_Task statement_
Check each line of the listing, and copy it if it contains the word "this".

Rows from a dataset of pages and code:
========================================

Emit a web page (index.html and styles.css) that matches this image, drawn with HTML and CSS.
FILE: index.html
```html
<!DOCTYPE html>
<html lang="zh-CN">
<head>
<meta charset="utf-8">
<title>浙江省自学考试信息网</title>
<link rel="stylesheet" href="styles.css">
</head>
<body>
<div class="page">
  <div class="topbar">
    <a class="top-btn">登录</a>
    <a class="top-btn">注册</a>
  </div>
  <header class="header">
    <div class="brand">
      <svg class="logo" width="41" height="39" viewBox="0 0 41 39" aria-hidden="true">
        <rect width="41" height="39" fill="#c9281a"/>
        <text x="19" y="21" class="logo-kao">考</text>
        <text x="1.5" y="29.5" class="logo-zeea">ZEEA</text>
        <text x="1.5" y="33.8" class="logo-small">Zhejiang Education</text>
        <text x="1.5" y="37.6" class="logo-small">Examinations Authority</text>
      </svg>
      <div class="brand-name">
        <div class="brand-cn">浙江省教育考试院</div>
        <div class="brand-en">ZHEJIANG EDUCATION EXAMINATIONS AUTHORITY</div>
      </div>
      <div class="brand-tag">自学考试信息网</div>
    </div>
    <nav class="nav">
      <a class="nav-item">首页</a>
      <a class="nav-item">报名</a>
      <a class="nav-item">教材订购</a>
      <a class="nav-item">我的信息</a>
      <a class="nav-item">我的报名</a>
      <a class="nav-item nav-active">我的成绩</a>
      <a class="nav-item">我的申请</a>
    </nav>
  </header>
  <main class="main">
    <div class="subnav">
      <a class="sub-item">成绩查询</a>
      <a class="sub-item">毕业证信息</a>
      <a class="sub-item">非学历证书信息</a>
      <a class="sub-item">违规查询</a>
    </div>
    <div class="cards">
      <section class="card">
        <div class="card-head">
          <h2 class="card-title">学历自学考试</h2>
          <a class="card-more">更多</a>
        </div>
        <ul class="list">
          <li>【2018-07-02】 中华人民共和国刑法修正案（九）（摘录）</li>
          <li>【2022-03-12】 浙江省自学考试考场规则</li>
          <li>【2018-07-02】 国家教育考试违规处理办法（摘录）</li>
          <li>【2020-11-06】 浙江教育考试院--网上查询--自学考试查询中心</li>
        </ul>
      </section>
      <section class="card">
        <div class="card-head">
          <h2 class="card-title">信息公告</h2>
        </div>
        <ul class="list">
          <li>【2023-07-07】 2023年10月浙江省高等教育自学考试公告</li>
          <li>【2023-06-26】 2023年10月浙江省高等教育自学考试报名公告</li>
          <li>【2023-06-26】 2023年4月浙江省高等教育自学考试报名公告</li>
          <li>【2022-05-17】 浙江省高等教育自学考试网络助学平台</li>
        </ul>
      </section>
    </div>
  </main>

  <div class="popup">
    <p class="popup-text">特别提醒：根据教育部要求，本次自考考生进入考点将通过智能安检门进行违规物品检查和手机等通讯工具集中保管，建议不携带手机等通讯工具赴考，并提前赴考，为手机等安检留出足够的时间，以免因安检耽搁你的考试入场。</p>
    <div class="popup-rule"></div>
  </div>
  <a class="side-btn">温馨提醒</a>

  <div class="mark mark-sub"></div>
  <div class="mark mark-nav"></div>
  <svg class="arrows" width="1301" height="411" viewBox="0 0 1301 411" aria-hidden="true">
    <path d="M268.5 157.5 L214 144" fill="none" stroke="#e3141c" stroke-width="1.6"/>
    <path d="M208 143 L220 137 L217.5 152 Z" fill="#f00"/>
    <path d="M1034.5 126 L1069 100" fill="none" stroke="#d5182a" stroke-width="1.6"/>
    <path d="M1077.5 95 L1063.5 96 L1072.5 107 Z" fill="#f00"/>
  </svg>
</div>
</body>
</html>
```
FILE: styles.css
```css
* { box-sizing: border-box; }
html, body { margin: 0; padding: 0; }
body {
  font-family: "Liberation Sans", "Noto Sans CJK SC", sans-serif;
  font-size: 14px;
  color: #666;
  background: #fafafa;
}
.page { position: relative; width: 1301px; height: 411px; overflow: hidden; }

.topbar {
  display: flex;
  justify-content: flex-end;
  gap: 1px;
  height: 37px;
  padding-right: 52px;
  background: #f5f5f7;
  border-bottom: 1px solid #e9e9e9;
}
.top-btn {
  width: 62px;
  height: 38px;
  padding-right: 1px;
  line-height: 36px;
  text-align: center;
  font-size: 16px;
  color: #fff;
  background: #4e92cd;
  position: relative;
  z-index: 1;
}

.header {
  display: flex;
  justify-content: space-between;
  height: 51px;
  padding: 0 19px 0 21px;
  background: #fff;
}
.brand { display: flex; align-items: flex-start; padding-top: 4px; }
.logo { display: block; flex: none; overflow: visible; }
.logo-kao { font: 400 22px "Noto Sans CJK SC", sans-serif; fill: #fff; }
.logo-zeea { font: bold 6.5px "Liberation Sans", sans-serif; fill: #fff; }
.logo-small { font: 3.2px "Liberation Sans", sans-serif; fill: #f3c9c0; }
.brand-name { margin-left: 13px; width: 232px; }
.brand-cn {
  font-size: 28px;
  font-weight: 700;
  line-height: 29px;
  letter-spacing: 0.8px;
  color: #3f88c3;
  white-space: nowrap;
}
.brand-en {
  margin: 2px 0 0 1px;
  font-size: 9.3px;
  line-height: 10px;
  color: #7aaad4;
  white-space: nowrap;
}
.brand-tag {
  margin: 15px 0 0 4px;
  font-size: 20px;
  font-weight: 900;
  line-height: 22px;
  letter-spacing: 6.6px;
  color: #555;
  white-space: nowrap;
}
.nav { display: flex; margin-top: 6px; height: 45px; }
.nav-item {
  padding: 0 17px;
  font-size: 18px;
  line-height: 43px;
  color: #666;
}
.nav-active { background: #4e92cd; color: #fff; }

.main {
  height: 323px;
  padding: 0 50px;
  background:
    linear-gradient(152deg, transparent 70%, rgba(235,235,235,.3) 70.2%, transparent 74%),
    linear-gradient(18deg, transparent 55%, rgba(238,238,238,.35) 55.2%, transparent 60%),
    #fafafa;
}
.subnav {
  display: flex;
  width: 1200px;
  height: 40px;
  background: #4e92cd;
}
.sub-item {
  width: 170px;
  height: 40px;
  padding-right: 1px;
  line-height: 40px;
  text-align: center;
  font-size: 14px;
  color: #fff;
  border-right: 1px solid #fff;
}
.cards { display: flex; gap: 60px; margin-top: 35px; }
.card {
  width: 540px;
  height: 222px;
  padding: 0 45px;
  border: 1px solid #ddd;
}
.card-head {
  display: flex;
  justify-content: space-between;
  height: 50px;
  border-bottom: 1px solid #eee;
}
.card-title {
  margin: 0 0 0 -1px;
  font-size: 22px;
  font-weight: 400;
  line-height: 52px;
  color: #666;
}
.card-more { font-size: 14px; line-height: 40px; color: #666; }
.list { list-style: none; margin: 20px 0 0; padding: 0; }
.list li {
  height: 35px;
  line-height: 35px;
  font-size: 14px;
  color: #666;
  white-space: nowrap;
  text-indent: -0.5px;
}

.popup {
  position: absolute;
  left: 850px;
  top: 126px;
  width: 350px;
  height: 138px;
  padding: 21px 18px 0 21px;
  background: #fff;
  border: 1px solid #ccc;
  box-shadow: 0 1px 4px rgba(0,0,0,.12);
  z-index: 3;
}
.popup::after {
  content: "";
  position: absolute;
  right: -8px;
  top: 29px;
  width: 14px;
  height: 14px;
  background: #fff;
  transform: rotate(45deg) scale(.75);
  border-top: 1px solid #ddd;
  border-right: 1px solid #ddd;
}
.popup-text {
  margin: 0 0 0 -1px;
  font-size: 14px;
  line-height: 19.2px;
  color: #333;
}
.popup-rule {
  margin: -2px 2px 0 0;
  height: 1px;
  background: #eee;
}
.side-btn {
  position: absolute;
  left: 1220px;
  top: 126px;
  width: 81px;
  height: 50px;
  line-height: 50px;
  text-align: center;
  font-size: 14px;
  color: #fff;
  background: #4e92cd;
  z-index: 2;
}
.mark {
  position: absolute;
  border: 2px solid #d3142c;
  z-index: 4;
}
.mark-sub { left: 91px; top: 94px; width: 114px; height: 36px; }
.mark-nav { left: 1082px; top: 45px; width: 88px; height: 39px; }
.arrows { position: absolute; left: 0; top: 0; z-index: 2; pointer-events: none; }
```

========================================

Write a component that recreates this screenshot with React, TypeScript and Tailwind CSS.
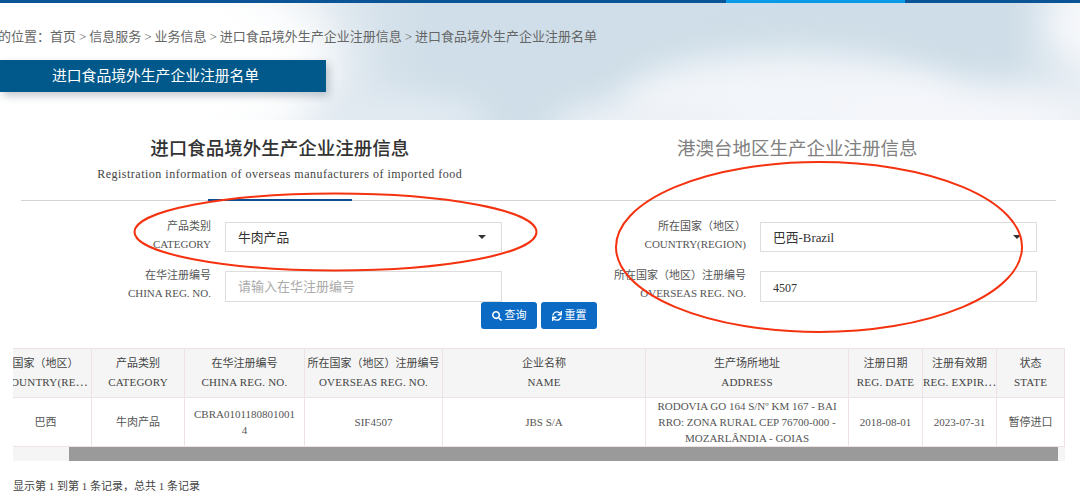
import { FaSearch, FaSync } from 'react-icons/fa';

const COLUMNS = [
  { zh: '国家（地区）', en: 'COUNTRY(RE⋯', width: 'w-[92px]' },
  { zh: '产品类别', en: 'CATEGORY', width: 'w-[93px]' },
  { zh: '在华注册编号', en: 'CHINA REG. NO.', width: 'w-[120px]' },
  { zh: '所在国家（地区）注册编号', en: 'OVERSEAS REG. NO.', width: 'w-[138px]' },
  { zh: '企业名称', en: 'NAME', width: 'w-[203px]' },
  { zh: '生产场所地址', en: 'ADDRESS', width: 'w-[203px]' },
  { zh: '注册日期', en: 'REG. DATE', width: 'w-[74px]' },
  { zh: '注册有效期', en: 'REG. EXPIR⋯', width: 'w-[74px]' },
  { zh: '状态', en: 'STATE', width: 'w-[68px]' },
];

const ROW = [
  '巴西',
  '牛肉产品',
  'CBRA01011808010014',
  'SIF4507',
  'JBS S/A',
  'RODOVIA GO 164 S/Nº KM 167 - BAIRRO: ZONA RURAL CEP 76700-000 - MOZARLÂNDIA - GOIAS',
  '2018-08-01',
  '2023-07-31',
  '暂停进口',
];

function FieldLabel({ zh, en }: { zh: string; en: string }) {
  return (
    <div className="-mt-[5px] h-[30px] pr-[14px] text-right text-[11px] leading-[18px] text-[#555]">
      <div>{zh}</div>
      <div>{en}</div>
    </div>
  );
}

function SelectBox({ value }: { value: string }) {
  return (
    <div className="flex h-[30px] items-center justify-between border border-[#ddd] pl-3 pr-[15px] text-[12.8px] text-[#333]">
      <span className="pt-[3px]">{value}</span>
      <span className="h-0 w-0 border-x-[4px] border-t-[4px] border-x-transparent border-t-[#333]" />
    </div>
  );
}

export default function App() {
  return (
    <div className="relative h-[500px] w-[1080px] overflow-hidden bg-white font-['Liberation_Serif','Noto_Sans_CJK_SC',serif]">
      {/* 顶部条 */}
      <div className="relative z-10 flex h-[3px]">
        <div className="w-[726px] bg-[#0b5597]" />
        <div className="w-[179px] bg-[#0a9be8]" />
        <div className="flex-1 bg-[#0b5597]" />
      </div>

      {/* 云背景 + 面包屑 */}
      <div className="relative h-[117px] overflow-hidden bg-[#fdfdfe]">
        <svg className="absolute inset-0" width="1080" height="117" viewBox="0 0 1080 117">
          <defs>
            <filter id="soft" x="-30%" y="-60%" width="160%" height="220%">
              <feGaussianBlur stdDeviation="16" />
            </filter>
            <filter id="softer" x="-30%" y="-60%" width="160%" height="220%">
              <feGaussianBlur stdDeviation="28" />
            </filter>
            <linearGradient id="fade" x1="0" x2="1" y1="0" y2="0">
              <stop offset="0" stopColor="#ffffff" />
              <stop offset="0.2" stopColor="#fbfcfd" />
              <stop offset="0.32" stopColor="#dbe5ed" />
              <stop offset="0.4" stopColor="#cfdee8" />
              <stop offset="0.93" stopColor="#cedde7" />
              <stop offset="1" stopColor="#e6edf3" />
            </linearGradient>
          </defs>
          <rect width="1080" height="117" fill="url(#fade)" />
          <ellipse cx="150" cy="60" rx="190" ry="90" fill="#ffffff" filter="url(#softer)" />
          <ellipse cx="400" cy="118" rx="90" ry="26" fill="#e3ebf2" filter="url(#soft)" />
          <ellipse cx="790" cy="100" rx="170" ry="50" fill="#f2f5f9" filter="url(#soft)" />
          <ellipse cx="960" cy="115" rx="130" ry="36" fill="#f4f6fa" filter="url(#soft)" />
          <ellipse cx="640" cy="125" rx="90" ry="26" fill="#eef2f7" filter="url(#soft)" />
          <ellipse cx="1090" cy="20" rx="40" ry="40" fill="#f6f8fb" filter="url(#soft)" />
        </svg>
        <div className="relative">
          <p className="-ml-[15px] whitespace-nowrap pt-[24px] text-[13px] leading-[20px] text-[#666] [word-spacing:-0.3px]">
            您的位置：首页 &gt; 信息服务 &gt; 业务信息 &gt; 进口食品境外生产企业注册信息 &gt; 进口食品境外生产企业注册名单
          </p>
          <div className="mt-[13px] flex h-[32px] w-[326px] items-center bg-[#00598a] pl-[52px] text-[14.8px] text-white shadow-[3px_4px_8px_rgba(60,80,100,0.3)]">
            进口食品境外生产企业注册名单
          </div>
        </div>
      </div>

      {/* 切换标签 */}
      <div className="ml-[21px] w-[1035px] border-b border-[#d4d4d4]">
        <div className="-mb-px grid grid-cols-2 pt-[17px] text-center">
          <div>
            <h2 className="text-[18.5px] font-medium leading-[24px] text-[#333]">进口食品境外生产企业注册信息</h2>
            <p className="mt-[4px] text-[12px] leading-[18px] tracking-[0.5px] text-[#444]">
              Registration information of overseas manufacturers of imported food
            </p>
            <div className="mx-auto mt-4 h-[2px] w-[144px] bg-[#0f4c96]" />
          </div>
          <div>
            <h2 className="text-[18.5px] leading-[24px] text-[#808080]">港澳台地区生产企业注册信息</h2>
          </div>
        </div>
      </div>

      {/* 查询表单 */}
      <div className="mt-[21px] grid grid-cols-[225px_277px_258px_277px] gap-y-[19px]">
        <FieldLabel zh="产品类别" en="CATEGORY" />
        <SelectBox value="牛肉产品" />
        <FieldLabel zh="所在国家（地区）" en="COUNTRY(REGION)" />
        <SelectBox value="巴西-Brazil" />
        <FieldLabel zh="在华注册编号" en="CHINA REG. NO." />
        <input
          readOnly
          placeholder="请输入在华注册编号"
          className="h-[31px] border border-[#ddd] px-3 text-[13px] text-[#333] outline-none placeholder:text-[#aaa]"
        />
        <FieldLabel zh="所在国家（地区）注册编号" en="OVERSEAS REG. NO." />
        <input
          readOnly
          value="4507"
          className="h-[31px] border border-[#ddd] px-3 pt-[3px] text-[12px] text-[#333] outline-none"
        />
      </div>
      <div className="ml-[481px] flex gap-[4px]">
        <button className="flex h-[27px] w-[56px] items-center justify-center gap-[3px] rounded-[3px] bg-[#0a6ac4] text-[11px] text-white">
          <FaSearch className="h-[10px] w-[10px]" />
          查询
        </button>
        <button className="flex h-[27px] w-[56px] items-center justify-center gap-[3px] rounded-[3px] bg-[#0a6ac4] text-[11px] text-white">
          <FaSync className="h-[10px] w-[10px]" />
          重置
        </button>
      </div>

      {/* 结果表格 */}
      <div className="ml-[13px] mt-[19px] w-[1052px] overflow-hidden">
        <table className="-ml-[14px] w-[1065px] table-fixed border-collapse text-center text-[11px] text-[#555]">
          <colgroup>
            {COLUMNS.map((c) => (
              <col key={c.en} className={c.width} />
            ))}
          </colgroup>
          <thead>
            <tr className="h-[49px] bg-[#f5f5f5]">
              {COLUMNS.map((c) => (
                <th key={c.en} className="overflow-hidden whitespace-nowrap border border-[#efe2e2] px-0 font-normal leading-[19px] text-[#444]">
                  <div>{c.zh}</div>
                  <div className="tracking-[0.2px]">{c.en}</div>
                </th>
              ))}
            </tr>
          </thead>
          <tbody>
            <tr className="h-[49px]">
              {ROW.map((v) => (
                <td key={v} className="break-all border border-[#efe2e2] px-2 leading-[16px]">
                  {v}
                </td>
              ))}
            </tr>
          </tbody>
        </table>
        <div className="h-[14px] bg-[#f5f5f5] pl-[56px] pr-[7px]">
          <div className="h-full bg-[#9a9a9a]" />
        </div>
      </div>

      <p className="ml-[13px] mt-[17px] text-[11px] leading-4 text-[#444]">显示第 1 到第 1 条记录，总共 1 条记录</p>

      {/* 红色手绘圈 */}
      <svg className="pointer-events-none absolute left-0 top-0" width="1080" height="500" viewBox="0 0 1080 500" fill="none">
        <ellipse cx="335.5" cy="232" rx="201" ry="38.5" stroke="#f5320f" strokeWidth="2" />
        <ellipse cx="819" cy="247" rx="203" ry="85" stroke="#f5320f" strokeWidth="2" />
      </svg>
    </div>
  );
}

========================================

_Response below_
Emit a web page (index.html and styles.css) that matches this image, drawn with HTML and CSS.
Write a component that recreates this screenshot with React, TypeScript and Tailwind CSS.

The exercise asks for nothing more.